§ Provided data:

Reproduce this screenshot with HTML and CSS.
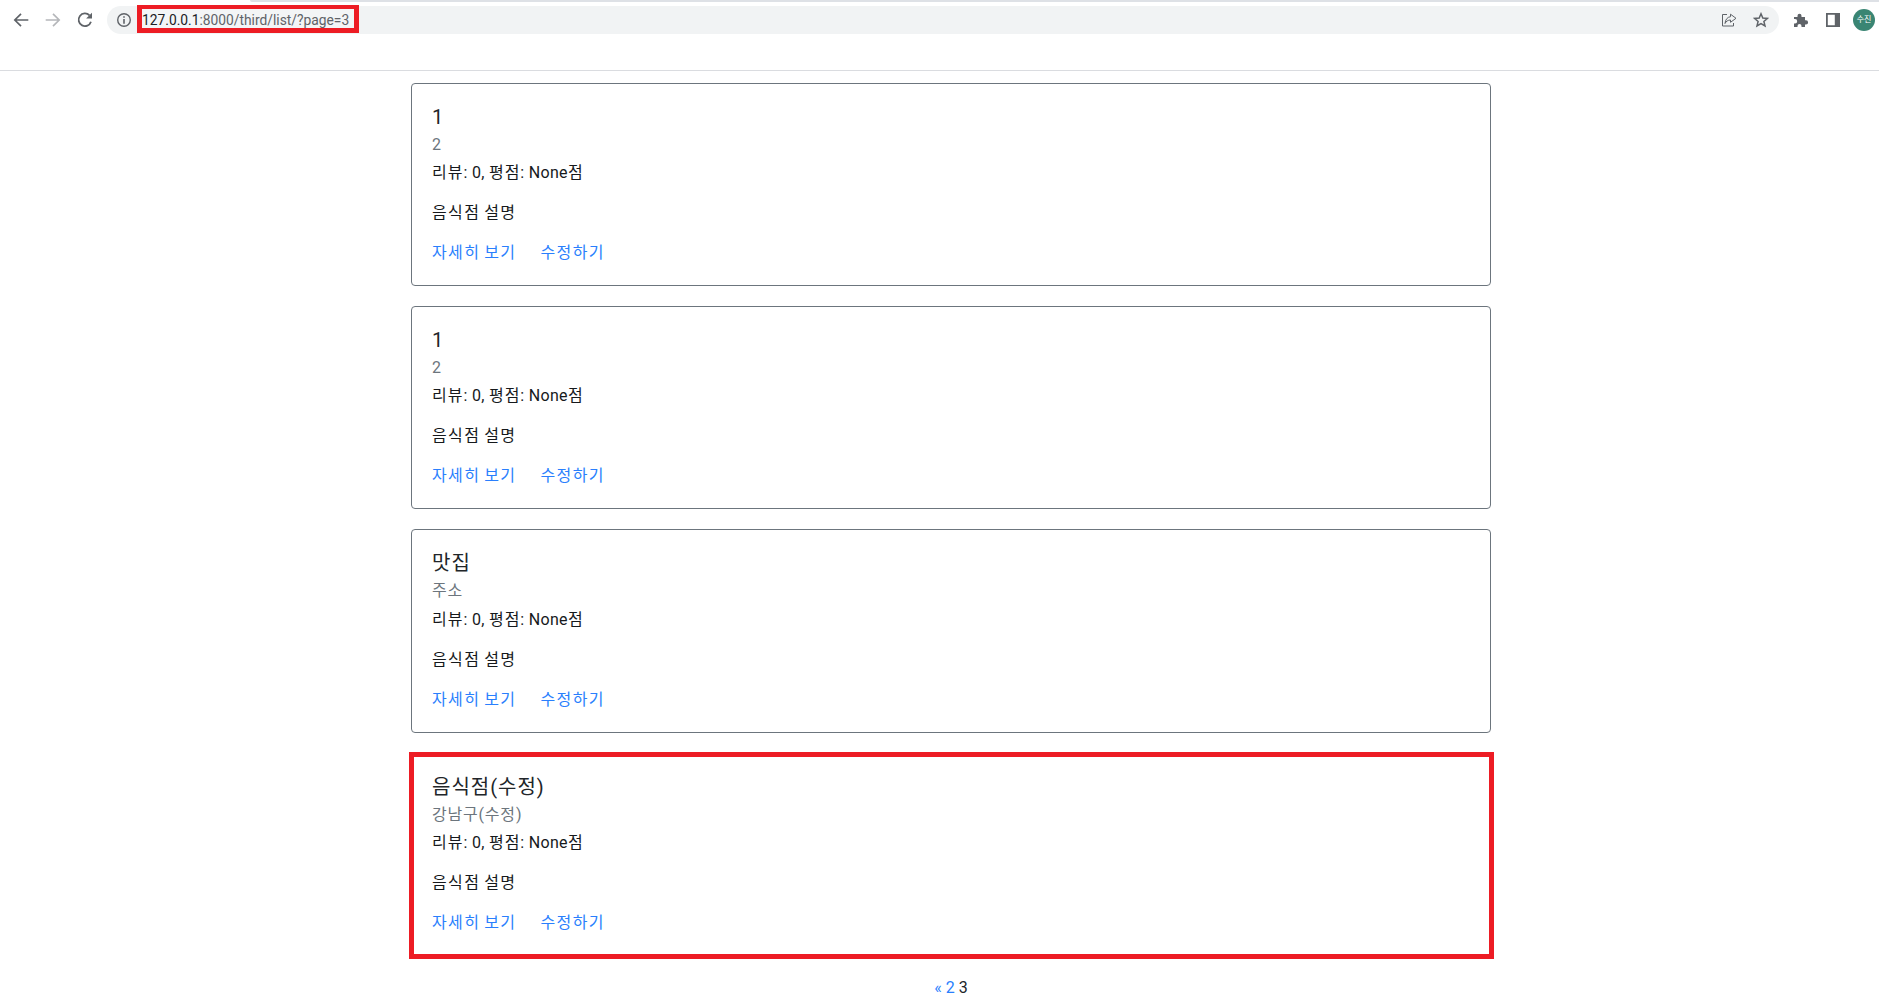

==

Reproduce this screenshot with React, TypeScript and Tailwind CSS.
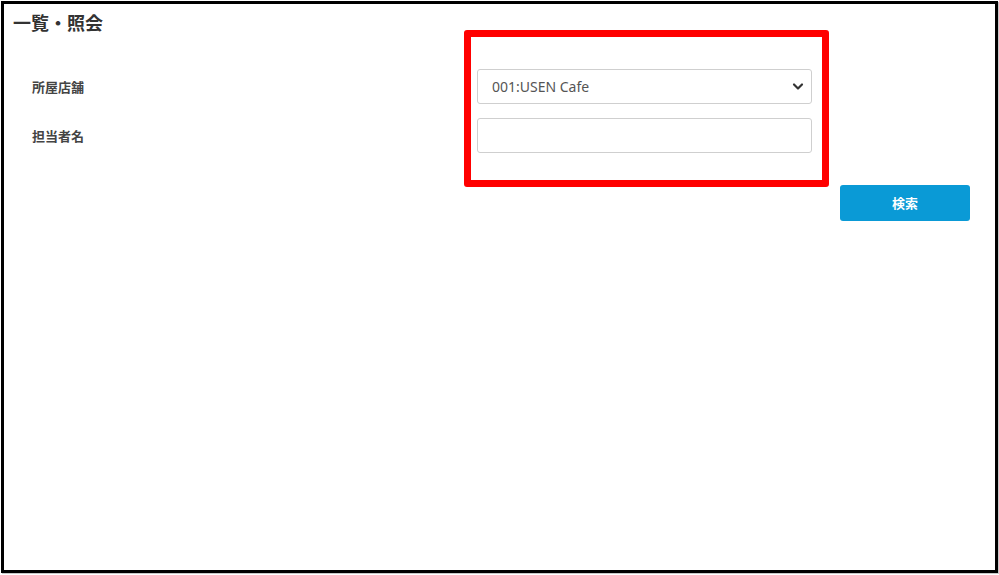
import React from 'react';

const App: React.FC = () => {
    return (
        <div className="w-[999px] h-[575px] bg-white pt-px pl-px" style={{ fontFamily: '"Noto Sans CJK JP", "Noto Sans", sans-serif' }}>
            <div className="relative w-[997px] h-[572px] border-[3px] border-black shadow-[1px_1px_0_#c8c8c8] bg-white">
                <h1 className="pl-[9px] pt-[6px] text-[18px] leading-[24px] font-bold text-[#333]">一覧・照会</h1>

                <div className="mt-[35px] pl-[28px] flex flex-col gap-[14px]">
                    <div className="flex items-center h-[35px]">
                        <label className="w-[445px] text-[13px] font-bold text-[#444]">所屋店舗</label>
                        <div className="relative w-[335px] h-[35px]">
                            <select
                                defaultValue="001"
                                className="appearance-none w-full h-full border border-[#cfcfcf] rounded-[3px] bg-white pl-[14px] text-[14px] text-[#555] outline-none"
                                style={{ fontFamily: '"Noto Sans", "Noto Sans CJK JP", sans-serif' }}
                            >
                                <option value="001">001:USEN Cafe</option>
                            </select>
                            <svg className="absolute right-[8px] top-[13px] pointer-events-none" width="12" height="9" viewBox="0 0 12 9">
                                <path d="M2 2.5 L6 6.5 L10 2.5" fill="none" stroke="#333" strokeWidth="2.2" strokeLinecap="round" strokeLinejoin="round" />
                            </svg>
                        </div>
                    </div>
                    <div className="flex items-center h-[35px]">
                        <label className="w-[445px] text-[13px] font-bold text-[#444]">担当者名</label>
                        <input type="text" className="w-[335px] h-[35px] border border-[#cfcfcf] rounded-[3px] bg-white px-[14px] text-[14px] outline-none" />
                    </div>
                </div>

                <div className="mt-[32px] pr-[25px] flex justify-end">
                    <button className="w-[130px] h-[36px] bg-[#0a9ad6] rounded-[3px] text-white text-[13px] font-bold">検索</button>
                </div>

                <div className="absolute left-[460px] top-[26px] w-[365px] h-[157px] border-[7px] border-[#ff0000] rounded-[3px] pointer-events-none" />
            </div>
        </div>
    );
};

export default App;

§ Your objective: Only the lines from the one bearing "Reproduce this screenshot with React, TypeScript" to the one bearing "pt-[6px] text-[18px] leading-[24px]", both included, should be restated word for word, with pictures left out.

§ Result:
Reproduce this screenshot with React, TypeScript and Tailwind CSS.
import React from 'react';

const App: React.FC = () => {
    return (
        <div className="w-[999px] h-[575px] bg-white pt-px pl-px" style={{ fontFamily: '"Noto Sans CJK JP", "Noto Sans", sans-serif' }}>
            <div className="relative w-[997px] h-[572px] border-[3px] border-black shadow-[1px_1px_0_#c8c8c8] bg-white">
                <h1 className="pl-[9px] pt-[6px] text-[18px] leading-[24px] font-bold text-[#333]">一覧・照会</h1>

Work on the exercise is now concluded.